Tomó de la mano a Blanca y la llevó hacia la ventana. Al mirar hacia afuera, vieron que Enrique había estado en lo cierto al decir que el pueblo empezaba ya a congregarse, esperando con impaciencia, ansiosos de oír la noticia de que el anciano rey había muerto, y de que se había iniciado una época nueva.
El rey pidió a Cibdareal, su médico, que se acercara al lecho.
-Amigo mío -susurró-, esto ya no puede durar mucho.
-Preservad vuestras fuerzas, Alteza -rogó el médico.

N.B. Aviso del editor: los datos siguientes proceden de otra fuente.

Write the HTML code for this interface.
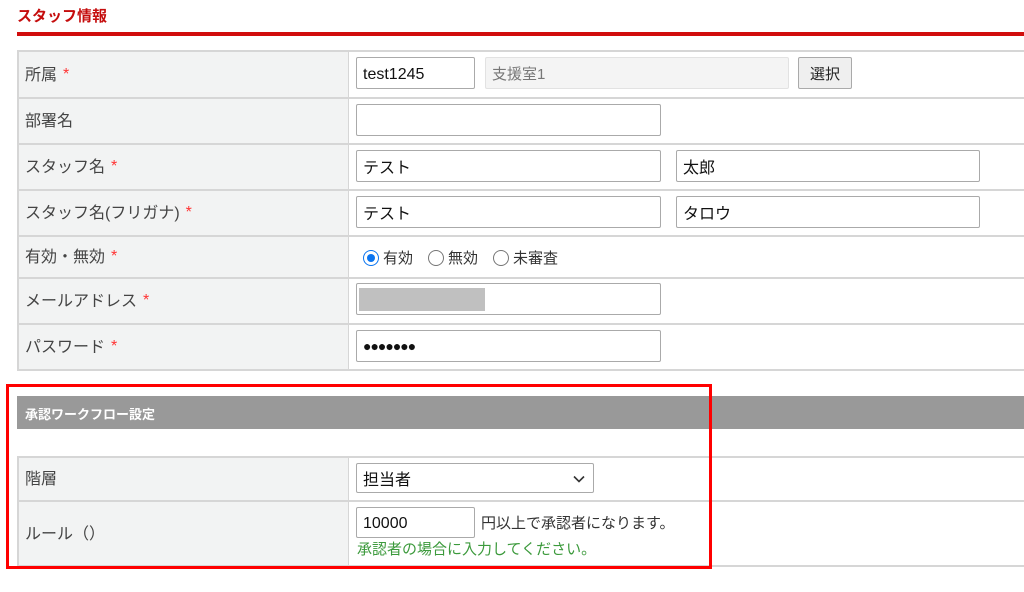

-¿Con qué objeto? ¿Para vivir algunos minutos más? Ah, Cibdareal, yo habría llevado una vida más feliz y sería en este momento un hombre más dichoso si hubiera sido hijo de un
carpintero, en vez de serlo del rey de Castilla. Enviad en busca de la reina y de mi hijo Enrique.
Al llegar junto al lecho, ambos lo miraron de manera extraña.
En los ojos de la reina brillaba una mirada extraviada. Lo que lamenta no es la pérdida de su marido, pensó el rey; no es más que la pérdida del poder. «Madre de Dios», rogó para sí, «consérvale la cordura. Así podrá ser buena madre para nuestros pequeños, y cuidar de sus derechos. Permite que las preocupaciones que se abatirán ahora sobre ella no la encaminen por la vía que siguieron sus antepasados... antes de que sus hijos tengan la edad suficiente para cuidar de sí mismos.»
¿Y Enrique? Enrique lo miraba ahora con la mayor compasión, pero Juan sabía que las manos se le estremecían en la ansiedad de adueñarse del poder que no tardaría en ser suyo.
-Enrique, hijo mío -articuló-, no siempre hemos estado en los debidos términos de amistad, y mucho lo lamento.
-También yo lo lamento, padre.
-Pero no nos detengamos en las desdichas del pasado. Pienso ahora en el futuro. Dejo dos hijos pequeños, Enrique.
-Sí, mi señor.
-No olvidéis jamás que son vuestros hermanos.
-No lo olvidaré.
-Cuidad bien de ellos. Yo he tomado las debidas providencias, pero ellos necesitarán de vuestra protección.